The spokesman also pointed to several emergency alerts the department posted while Bass was abroad, before the wildfires broke out. Yet the mayor stayed in Ghana until the blazes began scorching through her city, ultimately burning through some 40,000 acres and more than 17,000 structures until they were finally contained on Jan. 31.
"LAFD: EXTREME FIRE DANGER with DANGEROUS WINDS in LA mountains, foothills, and valleys Tuesday morning to Wednesday afternoon," the fire department posted Jan. 6 on X. The spokesman told the Free Beacon that "local elected officials are included on the distribution list."

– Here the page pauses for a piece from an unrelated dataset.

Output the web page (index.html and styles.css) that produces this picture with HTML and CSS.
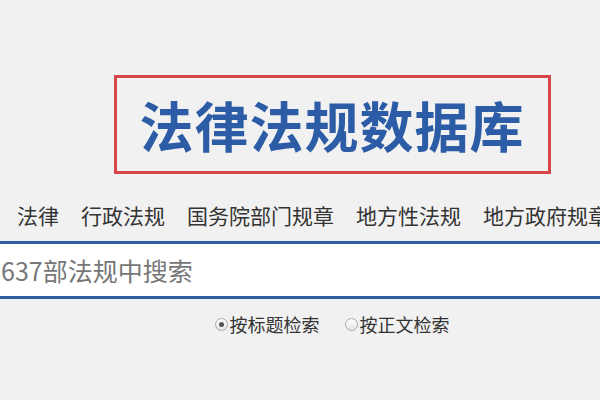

Bass’s office was apparently aware of the threat. Her X account posted about an hour later that there was "an expected destructive and potentially life-threatening windstorm."
The fire department also posted red flag alerts—denoting the highest risk of fire—on Jan. 6 and 7 on LAFD.org.
At the time the wildfires started, Bass was photographed at a cocktail party at the U.S. embassy. Bass didn’t return to Los Angeles until the following day and made her first public appearance at a Wednesday evening press conference where she blamed the crisis’s magnitude on climate change.
There were other official, public warnings even before Bass left her city. The National Weather Service of Los Angeles issued an "extreme fire weather conditions" warning two days before her departure, which it then escalated into a "major risk"—its second-most severe alert—the day before she left.
The department’s rebuttal to Bass’s interview follows weeks of tensions between fire officials and the mayor. The week the fires ignited, Crowley told Fox 11 that she felt let down by the city, sparking rumors the mayor would fire her.
Over the year prior, when Bass cut the fire department’s budget by more than $17 million, Crowley repeatedly warned that she needed more money. In a November memo that Bass’s office scrubbed in the early days of the wildfires, Crowley stated Los Angeles had roughly half the number of firefighters necessary for a city of its size, the Free Beacon has reported. The fire chief then warned on Dec. 4 that the department’s inadequate staffing would hamper wildfire response.
The blazes are projected to be the costliest disaster in the nation’s history, causing an estimated $250 billion in damage.
Bass’s office did not respond to a request for comment.